(Directions):
Search the records that follow and extract every line containing the string "styles".

— Start of Stored records —

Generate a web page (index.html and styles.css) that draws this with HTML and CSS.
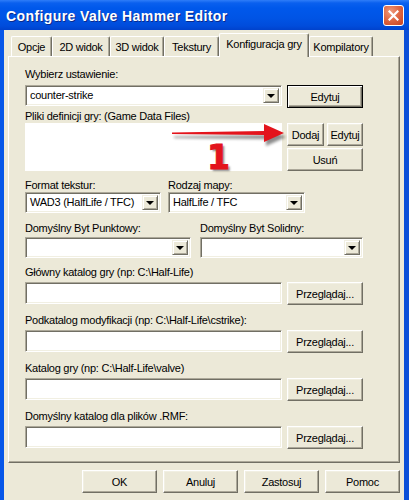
FILE: index.html
```html
<!DOCTYPE html>
<html>
<head>
<meta charset="utf-8">
<link rel="stylesheet" href="styles.css">
</head>
<body>
<div class="window">
  <div class="titlebar">
    <span class="title">Configure Valve Hammer Editor</span>
    <span class="close"><svg width="11" height="11" viewBox="0 0 11 11"><path d="M1.5 1.5 L9.5 9.5 M9.5 1.5 L1.5 9.5" stroke="#fff" stroke-width="2.2" stroke-linecap="square"/></svg></span>
  </div>
  <div class="frame">
    <div class="tabs">
      <div class="tab w-opcje">Opcje</div>
      <div class="tab w-2d">2D widok</div>
      <div class="tab w-3d">3D widok</div>
      <div class="tab w-tex">Tekstury</div>
      <div class="tab active w-konf">Konfiguracja gry</div>
      <div class="tab w-komp">Kompilatory</div>
    </div>
    <div class="panel">
      <div class="label">Wybierz ustawienie:</div>
      <div class="row r1">
        <div class="combo w-main"><span class="val">counter-strike</span><span class="drop"><i></i></span></div>
        <div class="btn default w-btn">Edytuj</div>
      </div>
      <div class="label l2">Pliki definicji gry: (Game Data Files)</div>
      <div class="row">
        <div class="listbox w-main"></div>
        <div class="btngrid">
          <div class="btn">Dodaj</div>
          <div class="btn">Edytuj</div>
          <div class="btn span2">Usuń</div>
        </div>
      </div>
      <div class="pair p1">
        <div class="label">Format tekstur:</div>
        <div class="label">Rodzaj mapy:</div>
        <div class="combo"><span class="val">WAD3 (HalfLife / TFC)</span><span class="drop"><i></i></span></div>
        <div class="combo"><span class="val">HalfLife / TFC</span><span class="drop"><i></i></span></div>
      </div>
      <div class="pair p2">
        <div class="label">Domyślny Byt Punktowy:</div>
        <div class="label">Domyślny Byt Solidny:</div>
        <div class="combo"><span class="val"></span><span class="drop"><i></i></span></div>
        <div class="combo"><span class="val"></span><span class="drop"><i></i></span></div>
      </div>
      <div class="field first">
        <div class="label">Główny katalog gry (np: C:\Half-Life)</div>
        <div class="row"><div class="edit w-main"></div><div class="btn w-btn">Przeglądaj...</div></div>
      </div>
      <div class="field">
        <div class="label">Podkatalog modyfikacji (np: C:\Half-Life\cstrike):</div>
        <div class="row"><div class="edit w-main"></div><div class="btn w-btn">Przeglądaj...</div></div>
      </div>
      <div class="field">
        <div class="label">Katalog gry (np: C:\Half-Life\valve)</div>
        <div class="row"><div class="edit w-main"></div><div class="btn w-btn">Przeglądaj...</div></div>
      </div>
      <div class="field">
        <div class="label">Domyślny katalog dla plików .RMF:</div>
        <div class="row"><div class="edit w-main"></div><div class="btn w-btn">Przeglądaj...</div></div>
      </div>

      <svg class="arrow" width="124" height="30" viewBox="0 0 124 30">
        <defs>
          <filter id="sh" x="-10%" y="-40%" width="130%" height="200%">
            <feGaussianBlur stdDeviation="1.6"/>
          </filter>
        </defs>
        <g transform="translate(2,3)" fill="#000" opacity="0.45" filter="url(#sh)">
          <path d="M0 12.5 L92 11 L92 4 L112 13 L92 22 L92 15 L0 14 Z"/>
        </g>
        <path d="M0 11.5 L92 10 L92 3 L112 12 L92 21 L92 14 L0 13 Z" fill="#E3141C"/>
      </svg>
      <span class="num">1</span>
    </div>
    <div class="footer">
      <div class="btn fbtn">OK</div>
      <div class="btn fbtn">Anuluj</div>
      <div class="btn fbtn">Zastosuj</div>
      <div class="btn fbtn">Pomoc</div>
    </div>
  </div>
</div>
</body>
</html>
```
FILE: styles.css
```css
* { box-sizing: border-box; }
html, body { margin: 0; padding: 0; }
body {
  width: 409px;
  height: 500px;
  overflow: hidden;
  background: #ECE9D8;
  font-family: "Liberation Sans", Arial, sans-serif;
  font-size: 11px;
  letter-spacing: -0.25px;
  color: #000;
}
.window {
  width: 409px;
  height: 500px;
  display: flex;
  flex-direction: column;
}
.titlebar {
  height: 30px;
  flex: none;
  display: flex;
  align-items: center;
  justify-content: space-between;
  padding: 0 5px 0 6px;
  background: linear-gradient(#2F7DF8 0px, #0A60EE 3px, #0058EB 8px, #0054E5 18px, #004CDB 26px, #0042CC 30px);
}
.title {
  color: #fff;
  font-weight: bold;
  font-size: 14px;
  letter-spacing: 0.4px;
  text-shadow: 1px 1px 0 #0B2A8C;
  margin-top: 1px;
}
.close {
  width: 21px;
  height: 21px;
  border: 1px solid #fff;
  border-radius: 3px;
  background: radial-gradient(circle at 35% 30%, #EE9A7C 0%, #E06A46 45%, #C9401E 100%);
  display: flex;
  align-items: center;
  justify-content: center;
  margin-top: 1px;
}
.frame {
  flex: 1;
  display: flex;
  flex-direction: column;
  border-left: 4px solid #0656E8;
  border-right: 5px solid #0A4FD8;
  background: #ECE9D8;
}
/* tabs */
.tabs {
  display: flex;
  align-items: flex-end;
  height: 26px;
  padding-left: 7px;
  position: relative;
  z-index: 2;
}
.tab {
  height: 20px;
  text-align: center;
  line-height: 13px;
  padding-top: 4px;
  border-top: 1px solid #fff;
  border-left: 1px solid #fff;
  border-right: 1px solid #716F64;
  box-shadow: inset -1px 0 0 #ACA899;
  border-top-left-radius: 2px;
  border-top-right-radius: 2px;
  background: #ECE9D8;
  white-space: nowrap;
}
.tab.active {
  height: 24px;
  margin-bottom: -1px;
  padding-top: 4px;
}
.w-opcje { width: 41px; }
.w-2d { width: 58px; }
.w-3d { width: 54px; }
.w-tex { width: 55px; }
.w-konf { width: 90px; }
.w-komp { width: 64px; }
/* panel */
.panel {
  position: relative;
  margin: 0 4px;
  height: 407px;
  flex: none;
  border-top: 1px solid #fff;
  border-left: 1px solid #fff;
  border-right: 1px solid #716F64;
  border-bottom: 1px solid #716F64;
  box-shadow: inset -1px -1px 0 #ACA899;
  padding: 11px 36px 0 16px;
}
.label {
  line-height: 13px;
  height: 13px;
  white-space: nowrap;
}
.row {
  display: flex;
  gap: 5px;
  align-items: flex-start;
}
.r1 { margin-top: 4px; }
.l2 { margin-top: 2px; }
.w-main { width: 257px; }
.w-btn { width: 76px; }
.combo {
  height: 21px;
  background: #fff;
  display: flex;
  align-items: center;
  border: 1px solid;
  border-color: #ACA899 #fff #fff #ACA899;
  box-shadow: inset 1px 1px 0 #716F64, inset -1px -1px 0 #F1EFE2;
  padding: 2px 2px 2px 2px;
}
.combo .val {
  flex: 1;
  padding-left: 2px;
  white-space: nowrap;
  overflow: hidden;
  line-height: 13px;
}
.drop {
  width: 16px;
  height: 15px;
  flex: none;
  background: #ECE9D8;
  border: 1px solid;
  border-color: #F1EFE2 #716F64 #716F64 #F1EFE2;
  box-shadow: inset 1px 1px 0 #fff, inset -1px -1px 0 #ACA899;
  display: flex;
  align-items: center;
  justify-content: center;
}
.drop i {
  display: block;
  width: 0;
  height: 0;
  border-left: 4px solid transparent;
  border-right: 4px solid transparent;
  border-top: 4px solid #000;
  margin-top: 1px;
}
.btn {
  height: 23px;
  display: flex;
  align-items: center;
  justify-content: center;
  background: #ECE9D8;
  border: 1px solid;
  border-color: #fff #716F64 #716F64 #fff;
  box-shadow: inset -1px -1px 0 #ACA899, inset 1px 1px 0 #F1EFE2;
  white-space: nowrap;
}
.btn.default {
  border: 1px solid #000;
  box-shadow: inset 1px 1px 0 #fff, inset -1px -1px 0 #716F64, inset -2px -2px 0 #ACA899;
}
.listbox {
  height: 48px;
  background: #fff;
}
.btngrid {
  width: 76px;
  display: grid;
  grid-template-columns: 37px 36px;
  column-gap: 3px;
  row-gap: 2px;
}
.btngrid .btn { height: 23px; }
.btngrid .span2 { grid-column: 1 / 3; }
.pair {
  display: grid;
  column-gap: 7px;
  row-gap: 0;
}
.p1 {
  grid-template-columns: 136px 137px;
  margin-top: 8px;
}
.p2 {
  grid-template-columns: 166px 163px;
  column-gap: 9px;
  margin-top: 9px;
}
.p2 .label { margin-bottom: 2px; }
.field { margin-top: 9px; }
.field.first { margin-top: 8px; }
.field .label { margin-bottom: 3px; }
.edit {
  height: 22px;
  background: #fff;
  border: 1px solid;
  border-color: #ACA899 #fff #fff #ACA899;
  box-shadow: inset 1px 1px 0 #716F64, inset -1px -1px 0 #F1EFE2;
}
.arrow {
  position: absolute;
  left: 163px;
  top: 64px;
}
.num {
  position: absolute;
  left: 198px;
  top: 84px;
  font-family: "DejaVu Sans", sans-serif;
  font-weight: bold;
  font-size: 33px;
  line-height: 33px;
  letter-spacing: 0;
  color: #E3141C;
  -webkit-text-stroke: 1px #E3141C;
  text-shadow: 2px 2px 2px rgba(0,0,0,0.45);
}
.footer {
  display: flex;
  justify-content: flex-end;
  gap: 6px;
  padding: 7px 4px 0 0;
}
.fbtn { width: 75px; }
```
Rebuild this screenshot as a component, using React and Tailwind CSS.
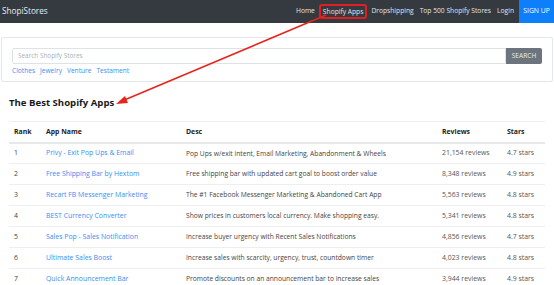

— End of Stored records —

(Completed exercise):
Generate a web page (index.html and styles.css) that draws this with HTML and CSS.
<link rel="stylesheet" href="styles.css">
FILE: styles.css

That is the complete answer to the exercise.